Advisers who sold Arch cru and Keydata have been accused of over relying on shiny marketing brochures from the companies themselves and not doing even a basic level of due diligence.
But in light of the examples above, are we saying advisers can’t rely on any investments’ published NAVs?
And what about fraud?
The accusations of that crime in the case of Keydata remain to be proved, but last week sentencing finally took place in a case where the ruling has been made.
Richard Aston Clay and Kathryn Clark, the convicted fraudsters behind the Arck LLP investment schemes (Arck investment) – branded an “elaborate scam” by the Serious Fraud Office (SFO) – were sentenced to 12 years for defrauding investors of £50m.
However the FSCS has determined that financial advisers are liable for investors’ losses in the unregulated overseas property investment scheme, and has begun inviting claims.
One can argue in each of the cases – Keydata, Arch cru, Arck – that the investments in question were complex and unusual and as such deserved special attention before being recommended.
It has also been said that even more than a cursory glance at those investments would have revealed red flags that, if listened to, would have substantially reduced the fallout from the funds’ failures.

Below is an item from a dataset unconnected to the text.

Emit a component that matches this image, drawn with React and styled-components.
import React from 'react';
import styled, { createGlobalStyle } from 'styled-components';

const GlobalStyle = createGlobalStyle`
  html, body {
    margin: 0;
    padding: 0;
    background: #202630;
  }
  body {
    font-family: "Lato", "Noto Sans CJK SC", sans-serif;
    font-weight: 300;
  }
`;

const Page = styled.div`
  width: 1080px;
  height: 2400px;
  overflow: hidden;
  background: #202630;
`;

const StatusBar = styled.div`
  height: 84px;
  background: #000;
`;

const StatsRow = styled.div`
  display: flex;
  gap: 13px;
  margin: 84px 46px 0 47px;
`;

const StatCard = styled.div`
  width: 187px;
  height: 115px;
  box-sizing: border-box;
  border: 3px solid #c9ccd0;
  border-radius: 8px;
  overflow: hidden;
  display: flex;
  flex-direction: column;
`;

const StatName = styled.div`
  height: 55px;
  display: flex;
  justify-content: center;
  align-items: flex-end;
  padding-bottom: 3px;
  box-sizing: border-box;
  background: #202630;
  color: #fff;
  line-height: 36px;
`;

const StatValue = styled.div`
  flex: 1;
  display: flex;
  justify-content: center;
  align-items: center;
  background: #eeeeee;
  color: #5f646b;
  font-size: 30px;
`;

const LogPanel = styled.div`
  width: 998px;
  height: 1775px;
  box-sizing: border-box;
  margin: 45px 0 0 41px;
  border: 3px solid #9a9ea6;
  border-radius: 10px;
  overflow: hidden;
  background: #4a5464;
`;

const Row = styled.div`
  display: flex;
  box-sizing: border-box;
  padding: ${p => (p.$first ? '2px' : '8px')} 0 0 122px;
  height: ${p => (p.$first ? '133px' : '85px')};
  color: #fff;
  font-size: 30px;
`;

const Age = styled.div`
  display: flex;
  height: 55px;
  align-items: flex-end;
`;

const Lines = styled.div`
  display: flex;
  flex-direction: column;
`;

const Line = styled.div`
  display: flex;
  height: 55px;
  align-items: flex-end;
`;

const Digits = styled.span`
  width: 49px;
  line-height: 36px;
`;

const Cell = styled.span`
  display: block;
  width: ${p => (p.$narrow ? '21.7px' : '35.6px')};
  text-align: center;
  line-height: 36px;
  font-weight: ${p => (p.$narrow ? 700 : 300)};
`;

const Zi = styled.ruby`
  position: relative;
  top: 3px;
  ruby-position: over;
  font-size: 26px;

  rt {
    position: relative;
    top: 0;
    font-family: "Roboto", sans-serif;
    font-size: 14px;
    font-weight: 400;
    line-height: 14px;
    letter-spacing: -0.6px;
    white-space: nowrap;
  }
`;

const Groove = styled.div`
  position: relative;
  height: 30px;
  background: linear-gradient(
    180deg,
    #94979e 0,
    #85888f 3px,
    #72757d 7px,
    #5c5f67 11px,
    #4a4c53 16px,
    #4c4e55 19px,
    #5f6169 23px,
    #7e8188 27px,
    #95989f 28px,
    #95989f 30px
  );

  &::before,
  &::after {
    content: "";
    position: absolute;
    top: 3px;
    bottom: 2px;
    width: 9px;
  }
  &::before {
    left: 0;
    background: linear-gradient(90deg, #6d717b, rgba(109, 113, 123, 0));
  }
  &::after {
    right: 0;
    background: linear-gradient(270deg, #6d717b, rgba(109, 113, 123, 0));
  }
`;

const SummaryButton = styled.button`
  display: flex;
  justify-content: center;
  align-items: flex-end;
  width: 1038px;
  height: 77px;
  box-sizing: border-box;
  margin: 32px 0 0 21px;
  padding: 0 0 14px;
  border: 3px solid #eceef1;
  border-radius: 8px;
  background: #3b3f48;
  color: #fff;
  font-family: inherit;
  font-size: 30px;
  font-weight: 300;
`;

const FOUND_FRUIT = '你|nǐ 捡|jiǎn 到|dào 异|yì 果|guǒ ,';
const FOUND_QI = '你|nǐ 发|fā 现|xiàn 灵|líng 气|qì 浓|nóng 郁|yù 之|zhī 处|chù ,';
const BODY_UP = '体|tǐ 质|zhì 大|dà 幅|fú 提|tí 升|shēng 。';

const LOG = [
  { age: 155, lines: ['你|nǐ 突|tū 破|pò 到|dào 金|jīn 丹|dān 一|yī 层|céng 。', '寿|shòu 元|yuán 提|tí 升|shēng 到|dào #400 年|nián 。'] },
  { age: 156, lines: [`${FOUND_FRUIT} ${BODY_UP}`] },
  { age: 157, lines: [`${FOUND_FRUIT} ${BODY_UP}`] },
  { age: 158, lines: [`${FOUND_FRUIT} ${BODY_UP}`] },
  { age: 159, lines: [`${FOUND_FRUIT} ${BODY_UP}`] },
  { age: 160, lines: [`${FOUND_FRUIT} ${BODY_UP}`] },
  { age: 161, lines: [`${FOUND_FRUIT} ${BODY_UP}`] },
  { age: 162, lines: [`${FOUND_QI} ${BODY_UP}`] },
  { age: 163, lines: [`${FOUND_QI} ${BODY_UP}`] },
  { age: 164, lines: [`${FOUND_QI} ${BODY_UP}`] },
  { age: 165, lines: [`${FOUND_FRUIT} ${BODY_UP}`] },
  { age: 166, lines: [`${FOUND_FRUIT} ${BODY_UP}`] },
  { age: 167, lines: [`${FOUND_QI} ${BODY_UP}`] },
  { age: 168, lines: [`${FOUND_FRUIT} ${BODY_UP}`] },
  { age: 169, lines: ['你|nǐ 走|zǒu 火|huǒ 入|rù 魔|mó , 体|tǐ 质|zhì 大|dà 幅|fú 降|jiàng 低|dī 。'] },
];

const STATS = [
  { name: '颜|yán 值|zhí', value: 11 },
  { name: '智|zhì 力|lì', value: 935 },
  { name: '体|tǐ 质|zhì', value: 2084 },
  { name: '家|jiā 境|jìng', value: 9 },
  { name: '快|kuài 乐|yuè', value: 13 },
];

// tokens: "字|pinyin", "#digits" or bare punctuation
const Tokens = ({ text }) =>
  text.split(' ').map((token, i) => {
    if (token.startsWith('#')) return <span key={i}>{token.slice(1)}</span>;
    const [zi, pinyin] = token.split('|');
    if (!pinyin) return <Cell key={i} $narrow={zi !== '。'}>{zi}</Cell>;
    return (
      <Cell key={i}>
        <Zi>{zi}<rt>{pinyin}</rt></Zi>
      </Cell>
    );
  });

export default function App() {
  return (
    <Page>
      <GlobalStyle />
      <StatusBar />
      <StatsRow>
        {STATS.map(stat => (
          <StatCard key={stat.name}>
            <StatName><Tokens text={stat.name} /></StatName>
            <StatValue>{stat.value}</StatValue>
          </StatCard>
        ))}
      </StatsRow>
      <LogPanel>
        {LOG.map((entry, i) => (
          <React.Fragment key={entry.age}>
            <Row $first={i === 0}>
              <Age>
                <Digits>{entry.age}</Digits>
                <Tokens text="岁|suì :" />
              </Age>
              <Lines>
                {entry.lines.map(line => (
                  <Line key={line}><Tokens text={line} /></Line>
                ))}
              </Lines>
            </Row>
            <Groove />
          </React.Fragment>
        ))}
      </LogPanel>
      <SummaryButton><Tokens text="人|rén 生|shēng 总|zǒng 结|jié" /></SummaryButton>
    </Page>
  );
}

Alternatively it can be argued that all investments are in their own way complex and unusual – so do they all deserve forensic investigation to ensure the fund administrator is not plucking performance figures out of the air and the managers aren’t spending investors’ money on fast cars and expensive liquor?
Blame Game
Advisers were among the first to be blamed for mis-selling the investments, on the grounds they should have known they were high risk.
But high risk of what? Of fraud? Of deception? Of being a scam?
As more details of who did what, how, and when in the financial sector’s big failures are uncovered, the more questions need to be asked about where the finger of blame was first pointed.
And if, in light of this new information, advisers have a fresh case of their own to bring against those doing the pointing.